Early warnings of dementia may begin much sooner than anyone imagined — even in a person’s 20s and 30s — according to a striking new study published in The Lancet: Regional Health – Americas.

Researchers tracking young adults over two decades discovered that individuals carrying known dementia risk factors performed worse on memory and cognitive tests as early as age 24. The study, led by Dr. Allison Aiello of Columbia University’s Aging Center, marks the first large-scale effort to examine dementia indicators in younger, generally healthy adults.

“Historically, our understanding of Alzheimer’s disease has focused on individuals aged 50 and up,” Aiello said in a statement. “But our findings reveal that the physiological roots of dementia can start to affect brain function long before middle age.”

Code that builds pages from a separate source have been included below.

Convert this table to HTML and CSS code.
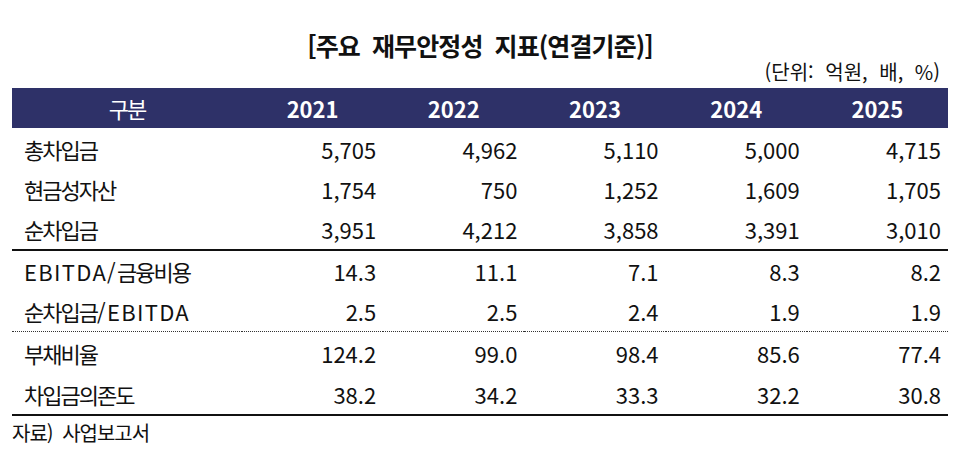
FILE: index.html
```html
<!DOCTYPE html>
<html lang="ko">
<head>
<meta charset="utf-8">
<link rel="stylesheet" href="styles.css">
</head>
<body>
<div class="page">
  <h1 class="title">[주요 재무안정성 지표(연결기준)]</h1>
  <div class="unit">(단위: 억원, 배, %)</div>
  <table class="fin">
    <thead>
      <tr>
        <th class="label-h"><span class="ko">구분</span></th>
        <th class="year">2021</th>
        <th class="year">2022</th>
        <th class="year">2023</th>
        <th class="year">2024</th>
        <th class="year">2025</th>
      </tr>
    </thead>
    <tbody>
      <tr class="r-first"><td><span class="ko">총차입금</span></td><td>5,705</td><td>4,962</td><td>5,110</td><td>5,000</td><td>4,715</td></tr>
      <tr><td><span class="ko">현금성자산</span></td><td>1,754</td><td>750</td><td>1,252</td><td>1,609</td><td>1,705</td></tr>
      <tr class="r-solid"><td><span class="ko">순차입금</span></td><td>3,951</td><td>4,212</td><td>3,858</td><td>3,391</td><td>3,010</td></tr>
      <tr><td><span class="en">EBITDA/</span><span class="ko">금융비용</span></td><td>14.3</td><td>11.1</td><td>7.1</td><td>8.3</td><td>8.2</td></tr>
      <tr class="r-dot"><td><span class="ko">순차입금</span><span class="en">/EBITDA</span></td><td>2.5</td><td>2.5</td><td>2.4</td><td>1.9</td><td>1.9</td></tr>
      <tr class="r-tall"><td><span class="ko">부채비율</span></td><td>124.2</td><td>99.0</td><td>98.4</td><td>85.6</td><td>77.4</td></tr>
      <tr class="r-tall r-solid"><td><span class="ko">차입금의존도</span></td><td>38.2</td><td>34.2</td><td>33.3</td><td>32.2</td><td>30.8</td></tr>
    </tbody>
  </table>
  <div class="source">자료) 사업보고서</div>
</div>
</body>
</html>
```
FILE: styles.css
```css
html, body {
  margin: 0;
  padding: 0;
  background: #ffffff;
}
body {
  font-family: "Noto Sans CJK KR", "Noto Sans", sans-serif;
  color: #111111;
}
.page {
  width: 936px;
  padding: 30px 16px 0 12px;
}
.title {
  margin: 0;
  font-size: 25px;
  line-height: 30px;
  font-weight: 700;
  text-align: center;
  letter-spacing: -0.9px;
  word-spacing: 6px;
}
.unit {
  font-size: 20px;
  line-height: 24px;
  text-align: right;
  padding-right: 8px;
  margin-bottom: 4px;
  letter-spacing: 0;
  word-spacing: 6px;
}
.fin {
  width: 936px;
  border-collapse: collapse;
  table-layout: fixed;
}
.fin th {
  background: #2e3168;
  color: #ffffff;
  height: 40px;
  padding: 0;
  font-size: 22px;
  line-height: 26px;
}
.fin th.label-h {
  width: 230px;
  font-weight: 400;
}
.fin th.year {
  font-weight: 700;
}
.fin td {
  height: 40px;
  padding: 0 7px 0 0;
  font-size: 22px;
  line-height: 26px;
  text-align: right;
}
.fin td:first-child {
  text-align: left;
  padding: 0 0 0 12px;
}
.ko {
  letter-spacing: -2px;
}
.en {
  letter-spacing: 1.3px;
}
.fin tr.r-first td {
  height: 41px;
}
.fin tr.r-tall td {
  height: 41px;
}
.fin tr.r-solid td {
  border-bottom: 2px solid #111111;
}
.fin tr.r-dot td {
  border-bottom: 1px dotted #333333;
}
.source {
  font-size: 20px;
  line-height: 24px;
  margin-top: 5px;
  letter-spacing: -1px;
  word-spacing: 5px;
}
```
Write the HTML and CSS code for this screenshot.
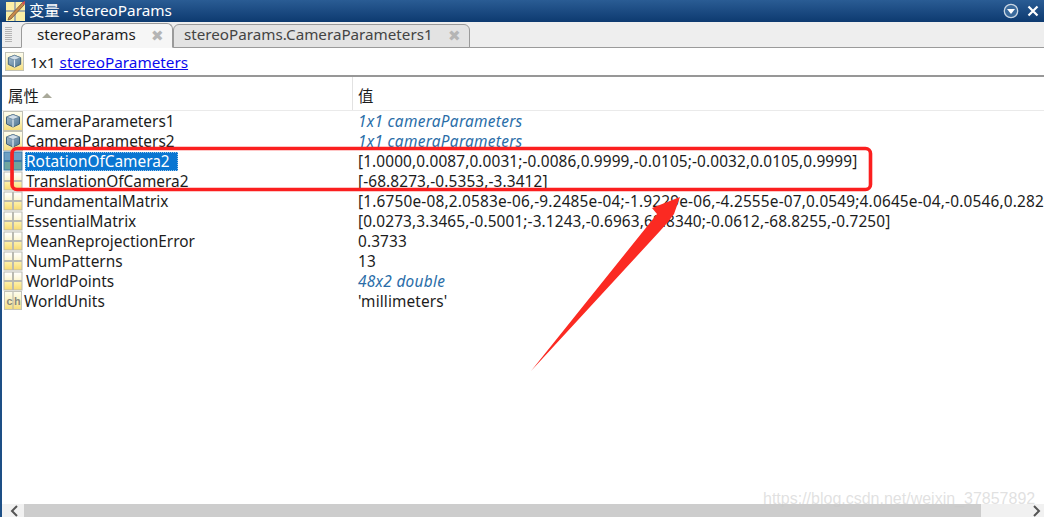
FILE: index.html
```html
<!DOCTYPE html>
<html lang="zh">
<head>
<meta charset="utf-8">
<title>变量 - stereoParams</title>
<link rel="stylesheet" href="styles.css">
</head>
<body>
<svg class="defs" width="0" height="0" aria-hidden="true">
  <defs>
    <linearGradient id="gy" x1="0" y1="0" x2="0" y2="1"><stop offset="0" stop-color="#fefdf0"/><stop offset=".45" stop-color="#fbf3c4"/><stop offset="1" stop-color="#f5dc78"/></linearGradient>
    <linearGradient id="gw" x1="0" y1="0" x2="0" y2="1"><stop offset="0" stop-color="#ffffff"/><stop offset="1" stop-color="#fdf6d2"/></linearGradient>
    <linearGradient id="gb" x1="0" y1="0" x2="0" y2="1"><stop offset="0" stop-color="#fdf0a8"/><stop offset="1" stop-color="#f8dc74"/></linearGradient>
    <linearGradient id="cb" x1="0" y1="0" x2="1" y2="1"><stop offset="0" stop-color="#a9c0d2"/><stop offset="1" stop-color="#4f7592"/></linearGradient>
    <symbol id="cube" viewBox="0 0 20 20">
      <rect x="0.5" y="0.5" width="19" height="19" fill="url(#gy)" stroke="#c0c0b4"/>
      <path d="M10 3.5 L16.5 6 V13 L10 16 L3.5 13 V6 Z" fill="url(#cb)" stroke="#3f5f78"/>
      <path d="M3.5 6 L10 8.5 L16.5 6 L10 3.5 Z" fill="#d2dfe9" stroke="#5f7e96" stroke-width=".7"/>
      <path d="M10 8.5 V16" stroke="#e3ecf2" stroke-width="1.2"/>
    </symbol>
    <symbol id="grid" viewBox="0 0 20 20">
      <rect x="0.5" y="0.5" width="19" height="19" fill="#b9b9b0"/>
      <rect x="1.5" y="1.5" width="7.5" height="7.5" fill="url(#gw)"/>
      <rect x="11" y="1.5" width="7.5" height="7.5" fill="url(#gw)"/>
      <rect x="1.5" y="11" width="7.5" height="7.5" fill="url(#gb)"/>
      <rect x="11" y="11" width="7.5" height="7.5" fill="url(#gb)"/>
    </symbol>
    <symbol id="gridsel" viewBox="0 0 20 20">
      <rect x="0.5" y="0.5" width="19" height="19" fill="#3f78a6"/>
      <rect x="1.5" y="1.5" width="7.5" height="7.5" fill="#6c9fc4"/>
      <rect x="11" y="1.5" width="7.5" height="7.5" fill="#6c9fc4"/>
      <rect x="1.5" y="11" width="7.5" height="7.5" fill="#6fa59f"/>
      <rect x="11" y="11" width="7.5" height="7.5" fill="#6fa59f"/>
    </symbol>
    <symbol id="char" viewBox="0 0 20 20">
      <rect x="1.5" y="0.5" width="17" height="18" fill="url(#gy)" stroke="#c4c4ba"/>
      <path d="M10 1V18" stroke="#b0b0a8"/>
      <text x="3.2" y="14" class="ch-text">c</text>
      <text x="11" y="14" class="ch-text">h</text>
    </symbol>
  </defs>
</svg>
<div class="window">
  <header class="titlebar">
    <svg class="app-icon" viewBox="0 0 22 22" width="22" height="22">
      <rect x="3" y="2" width="19" height="19" fill="#fbeea6"/>
      <path d="M3 11H22M12 2V21" stroke="#8d9aa8" stroke-width="1.5"/>
      <path d="M6 17 L19 3 L22 1 L21 5 L8 19 L5 20 Z" fill="#c98a4b" stroke="#6b4a2a" stroke-width=".7"/>
      <path d="M19 3 L22 1 L21 5 Z" fill="#e0455f"/>
    </svg>
    <span class="title">变量 - stereoParams</span>
    <span class="title-actions">
      <svg viewBox="0 0 16 16" width="16" height="16"><circle cx="8" cy="8" r="6.7" fill="#3a6a9c" stroke="#c9d6e3" stroke-width="1.3"/><path d="M4 6H12L8 11Z" fill="#fff"/></svg>
      <svg viewBox="0 0 12 12" width="12" height="12"><path d="M1.5 1.5L10.5 10.5M10.5 1.5L1.5 10.5" stroke="#fff" stroke-width="2.2"/></svg>
    </span>
  </header>
  <nav class="tabs">
    <span class="grip"></span>
    <div class="tab active"><span class="tab-name">stereoParams</span><span class="tab-x">✖</span></div>
    <div class="tab"><span class="tab-name">stereoParams.CameraParameters1</span><span class="tab-x">✖</span></div>
  </nav>
  <div class="infobar">
    <svg class="icon"><use href="#cube"/></svg>
    <span>1x1 <a class="link" href="#">stereoParameters</a></span>
  </div>
  <main class="table">
    <div class="thead">
      <div class="c1 th">属性<span class="sort"></span></div>
      <div class="c2 th">值</div>
    </div>
    <div class="row"><svg class="icon"><use href="#cube"/></svg><div class="c1"><span class="name">CameraParameters1</span></div><div class="c2 ref">1x1 cameraParameters</div></div>
    <div class="row"><svg class="icon"><use href="#cube"/></svg><div class="c1"><span class="name">CameraParameters2</span></div><div class="c2 ref">1x1 cameraParameters</div></div>
    <div class="row"><svg class="icon"><use href="#gridsel"/></svg><div class="c1"><span class="name selected">RotationOfCamera2</span></div><div class="c2">[1.0000,0.0087,0.0031;-0.0086,0.9999,-0.0105;-0.0032,0.0105,0.9999]</div></div>
    <div class="row"><svg class="icon"><use href="#grid"/></svg><div class="c1"><span class="name">TranslationOfCamera2</span></div><div class="c2">[-68.8273,-0.5353,-3.3412]</div></div>
    <div class="row"><svg class="icon"><use href="#grid"/></svg><div class="c1"><span class="name">FundamentalMatrix</span></div><div class="c2 long">[1.6750e-08,2.0583e-06,-9.2485e-04;-1.9229e-06,-4.2555e-07,0.0549;4.0645e-04,-0.0546,0.2825]</div></div>
    <div class="row"><svg class="icon"><use href="#grid"/></svg><div class="c1"><span class="name">EssentialMatrix</span></div><div class="c2">[0.0273,3.3465,-0.5001;-3.1243,-0.6963,68.8340;-0.0612,-68.8255,-0.7250]</div></div>
    <div class="row"><svg class="icon"><use href="#grid"/></svg><div class="c1"><span class="name">MeanReprojectionError</span></div><div class="c2">0.3733</div></div>
    <div class="row"><svg class="icon"><use href="#grid"/></svg><div class="c1"><span class="name">NumPatterns</span></div><div class="c2">13</div></div>
    <div class="row"><svg class="icon"><use href="#grid"/></svg><div class="c1"><span class="name">WorldPoints</span></div><div class="c2 ref">48x2 double</div></div>
    <div class="row"><svg class="icon"><use href="#char"/></svg><div class="c1"><span class="name units">WorldUnits</span></div><div class="c2">'millimeters'</div></div>
  </main>
  <footer class="hscroll">
    <svg viewBox="0 0 22 13" class="arrow"><path d="M15 2L10 7L15 12" fill="none" stroke="#555" stroke-width="2"/></svg>
    <div class="thumb"></div>
    <svg viewBox="0 0 63 13" class="arrow right"><path d="M53 2L58 7L53 12" fill="none" stroke="#555" stroke-width="2"/></svg>
  </footer>
</div>
<div class="watermark">https://blog.csdn.net/weixin_37857892</div>
<svg class="annotation" viewBox="0 0 1044 517" width="1044" height="517">
  <rect x="12" y="148.5" width="858.5" height="41" rx="5" fill="none" stroke="#fb1f1f" stroke-width="3.6"/>
  <path d="M531 371 L657 214 L652 208 L680 197 L674 214 L668 222 L660 231 Z" fill="#fb2a22"/>
</svg>
</body>
</html>
```
FILE: styles.css
```css
* { box-sizing: border-box; }
html, body { margin: 0; height: 100%; overflow: hidden; background: #fff; }
body { font-family: "Noto Sans", "Noto Sans CJK SC", sans-serif; font-size: 15.3px; color: #1c1c1c; position: relative; }
.defs { position: absolute; }
.ch-text { font-family: "Liberation Mono", monospace; font-size: 11px; font-weight: 700; fill: #8a8a80; }
.window { width: 1044px; height: 517px; display: flex; flex-direction: column; border-left: 2px solid #1d4f86; }
.titlebar { height: 22px; flex: none; margin-left: -2px; display: flex; align-items: center; color: #fff; background: linear-gradient(#2a5c94, #0d3a70); }
.app-icon { flex: none; margin-left: 3px; }
.title { margin-left: 4px; font-size: 15.3px; padding-bottom: 5px; }
.title-actions { margin-left: auto; margin-right: 5px; display: flex; align-items: center; gap: 8px; }
.tabs { height: 26px; flex: none; display: flex; align-items: flex-end; background: #eee; border-bottom: 1px solid #9a9a9a; padding-left: 3px; }
.grip { width: 7px; height: 16px; margin: 0 9px 4px 0; background: repeating-linear-gradient(#b5b5b5 0 1px, transparent 1px 2px); flex: none; }
.tab { height: 24px; display: flex; align-items: center; justify-content: space-between; border: 1px solid #9a9a9a; border-radius: 6px 6px 0 0; background: #e3e3e3; padding: 0 8px 0 10px; margin-left: -1px; color: #444; margin-bottom: -1px; font-size: 15.2px; }
.tab.active { background: #f6f6f6; width: 152px; color: #1c1c1c; border-bottom-color: #f6f6f6; height: 25px; padding-left: 15px; margin-left: 0; margin-right: 1px; }
.tab-name { white-space: nowrap; padding-bottom: 4px; }
.tab-x { color: #b5b5b5; font-size: 15px; margin-left: 15px; padding-bottom: 2px; }
.infobar { height: 29px; flex: none; display: flex; align-items: center; gap: 6px; padding-left: 3px; border-bottom: 2px solid #979797; background: #fff; }
.infobar .icon { width: 19px; height: 19px; }
.link { color: #0b0bee; }
.table { flex: 1; min-height: 0; position: relative; font-size: 15.4px; }
.thead { height: 34px; display: flex; border-bottom: 1px solid #eaeaea; }
.th { display: flex; align-items: center; padding-top: 3px; }
.c1 { width: 351px; flex: none; white-space: nowrap; }
.thead .c1 { padding-left: 6px; border-right: 1px solid #e2e2e2; }
.thead .c2 { padding-left: 5px; }
.sort { width: 0; height: 0; margin-left: 3px; border: 5px solid transparent; border-top: 0; border-bottom: 5px solid #a9a99a; }
.c2 { white-space: nowrap; }
.row { height: 20px; display: flex; align-items: center; line-height: 20px; }
.row .icon { width: 20px; height: 20px; flex: none; margin-left: 1px; }
.row .c1 { width: 330px; padding-left: 2px; padding-top: 1px; }
.name { display: inline-block; padding: 0 1px; line-height: 19px; }
.name.units { margin-left: -2px; }
.selected { background: #0a76d2; color: #fff; outline: 1px dotted #9cc6ea; outline-offset: -1px; padding-right: 8px; }
.row .c2 { padding-left: 5px; padding-top: 1px; letter-spacing: .12px; }
.row .c2.long { letter-spacing: .18px; }
.row .c2.ref { letter-spacing: .3px; color: #2a6da8; font-style: italic; }
.hscroll { height: 13px; flex: none; display: flex; background: #f1f1f1; }
.arrow { width: 22px; height: 13px; flex: none; }
.arrow.right { width: 63px; }
.thumb { flex: 1; background: #cdcdcd; }
.watermark { position: absolute; left: 763px; top: 490px; font-family: "Liberation Sans", sans-serif; font-size: 16px; color: rgba(200,200,200,.55); white-space: nowrap; }
.annotation { position: absolute; left: 0; top: 0; pointer-events: none; }
```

The research team analyzed participants from a long-term health study that began in the mid-1990s, assessing their cognitive function at ages 24–34 and again at 34–44. They found a strong connection between lower performance on thinking and memory tests and higher scores on the Cardiovascular Risk Factors, Aging, and Incidence of Dementia (CAIDE) scale — a tool that factors in education, blood pressure, cholesterol, exercise habits, and body mass index.

But the surprises didn’t stop there. Blood analyses revealed that some biological hallmarks of Alzheimer’s — like amyloid plaques, tau tangles, and markers of neurodegeneration — were already present and influencing cognitive function in participants decades before symptoms typically surface.

“Seeing these connections this early is remarkable,” Aiello noted. “It highlights the silent buildup of Alzheimer’s pathology long before clinical signs emerge and suggests that cardiovascular health and inflammation may be intertwined with cognitive decline far earlier than we realized.”

The implications are profound. If brain changes linked to Alzheimer’s are taking root in the 20s and 30s, there may be a critical window for early lifestyle interventions — a chance to alter the course of cognitive aging before it’s too late.

“Our results underline the need to rethink when — and how — we start dementia prevention efforts,” Aiello emphasized. “By identifying and addressing risk factors across the lifespan, we have a better shot at curbing the growing tide of Alzheimer’s disease in the decades ahead.”

The study provides a rallying cry for a more proactive approach to brain health, suggesting that memory preservation may well begin in youth — not retirement.